Steven Downey, Appellant-Respondent,
v
Local 46 2nd Holding Company, Respondent-Appellant, and Local 46 Education and Apprentice Training Center, Respondent, et al., Defendant.

—[*1]Order, Supreme Court, New York County (Harold B. Beeler, J.), entered February 16, 2006, which denied plaintiff's motion for partial summary judgment as to liability under Labor Law § 240, and denied the cross motion of defendant Local 46 Second Holding Corporation, sued herein as Local 46 2nd Holding Company, for summary judgment on its cross claims for common-law and contractual indemnification, unanimously affirmed, with separate bills of cost in favor of defendants payable by plaintiff.

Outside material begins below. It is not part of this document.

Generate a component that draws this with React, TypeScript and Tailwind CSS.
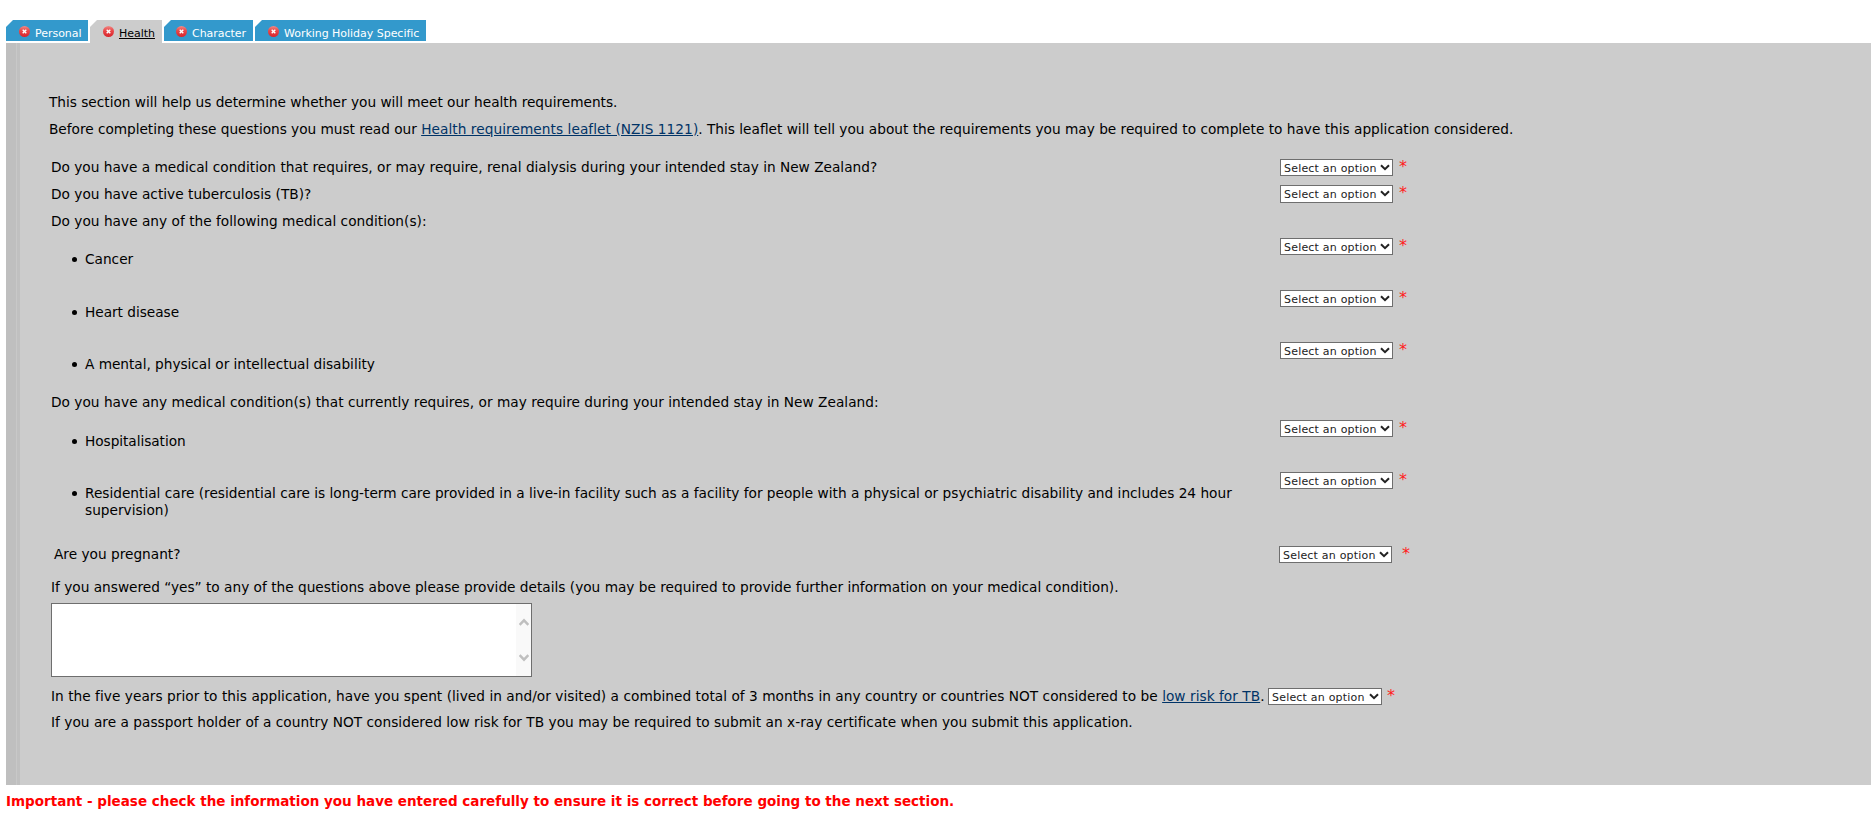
import type { ReactNode } from "react";
import clsx from "clsx";

const tabs = [
  { label: "Personal", width: "w-[82px]", icon: "ml-[13px]" },
  { label: "Health", width: "w-[72px]", icon: "ml-[13px]", active: true },
  { label: "Character", width: "w-[89px]", icon: "ml-3" },
  { label: "Working Holiday Specific", width: "w-[171px]", icon: "ml-[13px]" },
];

function ErrorIcon({ className }: { className?: string }) {
  return (
    <svg viewBox="0 0 11 11" className={clsx("w-[11px] h-[11px] shrink-0", className)}>
      <defs>
        <linearGradient id="ball" x1="0" y1="0" x2="0" y2="1">
          <stop offset="0" stopColor="#f08a86" />
          <stop offset="0.4" stopColor="#ea4a4b" />
          <stop offset="1" stopColor="#d8242c" />
        </linearGradient>
      </defs>
      <circle cx="5.5" cy="5.5" r="5.5" fill="url(#ball)" />
      <path d="M3.7 3.7l3.6 3.6M7.3 3.7L3.7 7.3" stroke="#fff" strokeWidth="1.4" />
    </svg>
  );
}

function OptionSelect({ size = "h-[17px] w-[113px]" }: { size?: string }) {
  return (
    <span className={clsx("relative block shrink-0", size)}>
      <select className="block h-full w-full appearance-none border border-[#6e6e6e] bg-white pl-[3px] pt-px text-[11px] leading-[15px] tracking-[0.2px] text-[#222]">
        <option>Select an option</option>
      </select>
      <svg viewBox="0 0 10 7" className="pointer-events-none absolute right-[3px] top-[5px] h-[7px] w-[10px]">
        <path d="M1 1.2l4 4 4-4" fill="none" stroke="#222" strokeWidth="2" />
      </svg>
    </span>
  );
}

function Star({ className }: { className?: string }) {
  return <span className={clsx("-mt-px text-[16px] leading-[17px] text-[#ff2020]", className)}>*</span>;
}

type RowProps = { height: string; pad?: string; children: ReactNode; select?: boolean; selectSize?: string };

function Row({ height, pad, children, select = true, selectSize }: RowProps) {
  return (
    <div className={clsx("flex items-start", height)}>
      <div className={clsx("w-[1229px] shrink-0", pad)}>{children}</div>
      {select && (
        <>
          <OptionSelect size={selectSize} />
          <Star className="ml-[6px]" />
        </>
      )}
    </div>
  );
}

function Bullet({ children }: { children: ReactNode }) {
  return (
    <div className="flex pl-[21px]">
      <span className="mr-2 mt-[6px] h-[5px] w-[5px] shrink-0 rounded-full bg-black" />
      <div>{children}</div>
    </div>
  );
}

export default function App() {
  return (
    <div className="h-[819px] w-[1875px] overflow-hidden bg-white pl-[6px] pt-5 font-['DejaVu_Sans',Verdana,sans-serif] text-[13.7px] leading-[17px] text-black">
      <div className="flex h-[23px] items-start gap-[2px]">
        {tabs.map((tab) => (
          <div
            key={tab.label}
            className={clsx(
              "flex shrink-0 [clip-path:polygon(7px_0,100%_0,100%_100%,0_100%,0_7px)]",
              tab.width,
              tab.active ? "h-[23px] bg-[#ccc] text-black" : "h-[21px] bg-[#3399cc] text-white"
            )}
          >
            <ErrorIcon className={clsx("mt-[6px]", tab.icon)} />
            <span className={clsx("ml-[5px] mt-[6px] whitespace-nowrap text-[11px] leading-4 tracking-[-0.03px]", tab.active && "underline")}>
              {tab.label}
            </span>
          </div>
        ))}
      </div>

      <div className="flex h-[742px] w-[1865px] bg-[#ccc]">
        <div className="w-[10px] bg-[#bfbfbf]" />
        <div className="w-px bg-[#c8c8c8]" />
        <div className="w-[3px] bg-[#c0c0c0]" />

        <div className="pt-[51px] whitespace-nowrap">
          <p className="ml-[29px] h-[27px] tracking-[-0.015px]">
            This section will help us determine whether you will meet our health requirements.
          </p>
          <p className="ml-[29px] h-[38px]">
            <span className="tracking-[-0.03px]">Before completing these questions you must read our </span>
            <a className="tracking-[0.06px] text-[#003366] underline">Health requirements leaflet (NZIS 1121)</a>. This leaflet will tell
            you about the requirements you may be required to complete to have this application considered.
          </p>

          <div className="ml-[31px]">
            <Row height="h-[26px]">
              Do you have a medical condition that requires, or may require, renal dialysis during your intended stay in New Zealand?
            </Row>
            <Row height="h-[27px]" pad="pt-px tracking-[0.02px]" selectSize="h-[18px] w-[113px]">
              Do you have active tuberculosis (TB)?
            </Row>
            <Row height="h-[26px]" pad="pt-px tracking-[0.02px]" select={false}>
              Do you have any of the following medical condition(s):
            </Row>
            <Row height="h-[52px]" pad="pt-[13px]"><Bullet>Cancer</Bullet></Row>
            <Row height="h-[52px]" pad="pt-[14px] tracking-[-0.03px]"><Bullet>Heart disease</Bullet></Row>
            <Row height="h-[52px]" pad="pt-[14px] tracking-[-0.03px]"><Bullet>A mental, physical or intellectual disability</Bullet></Row>
            <Row height="h-[26px]" pad="tracking-[0.02px]" select={false}>
              Do you have any medical condition(s) that currently requires, or may require during your intended stay in New Zealand:
            </Row>
            <Row height="h-[52px]" pad="pt-[13px] tracking-[-0.05px]"><Bullet>Hospitalisation</Bullet></Row>
            <Row height="h-[74px]" pad="pt-[13px]">
              <Bullet>
                Residential care (residential care is long-term care provided in a live-in facility such as a facility for people with a
                physical or psychiatric disability and includes 24 hour
                <br />
                supervision)
              </Bullet>
            </Row>

            <div className="flex h-[33px] items-start">
              <div className="w-[1228px] pl-[3px]">Are you pregnant?</div>
              <OptionSelect />
              <Star className="ml-[10px]" />
            </div>

            <p className="h-6">
              If you answered “yes” to any of the questions above please provide details (you may be required to provide further
              information on your medical condition).
            </p>
            <div className="flex h-[74px] w-[481px] border border-[#6e6e6e] bg-white">
              <textarea className="grow resize-none outline-none" />
              <div className="flex w-[15px] flex-col items-center justify-between bg-[#f9f9f9] py-[14px]">
                <svg viewBox="0 0 10 8" className="h-2 w-[10px]">
                  <path d="M0.7 6.8L5 2.3l4.3 4.5" fill="none" stroke="#bfbfbf" strokeWidth="2.4" />
                </svg>
                <svg viewBox="0 0 10 8" className="h-2 w-[10px]">
                  <path d="M0.7 1.2L5 5.7l4.3-4.5" fill="none" stroke="#bfbfbf" strokeWidth="2.4" />
                </svg>
              </div>
            </div>

            <div className="mt-[11px] flex h-[26px] items-start">
              <p className="w-[1217px] shrink-0 tracking-[0.035px]">
                In the five years prior to this application, have you spent (lived in and/or visited) a combined total of 3 months in
                any country or countries NOT considered to be <a className="text-[#003366] underline">low risk for TB</a>.
              </p>
              <OptionSelect size="h-[17px] w-[114px]" />
              <Star className="ml-[5px]" />
            </div>
            <p className="tracking-[0.027px]">
              If you are a passport holder of a country NOT considered low risk for TB you may be required to submit an x-ray
              certificate when you submit this application.
            </p>
          </div>
        </div>
      </div>

      <p className="mt-2 whitespace-nowrap text-[13.5px] font-bold text-[#ff0000]">
        Important - please check the information you have entered carefully to ensure it is correct before going to the next section.
      </p>
    </div>
  );
}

Recovery under the absolute liability provisions of Labor Law § 240 (1) requires a showing that the plaintiff "was hired by someone, be it owner, contractor or their agent" (Whelen v Warwick Val. Civic & Social Club, 47 NY2d 970, 971 [1979]). Questions of fact as to plaintiff's employment status preclude summary disposition.

Similarly, there is an issue of fact as to indemnification. The motion was premature, having been brought prior to the preliminary conference or the opportunity of the parties to conduct discovery (Bradley v Ibex Constr. LLC, 22 AD3d 380 [2005]). [*2]

We have considered the parties' remaining arguments for affirmative relief and find them without merit. Concur—Buckley, P.J., Mazzarelli, Nardelli, Catterson and Malone, JJ.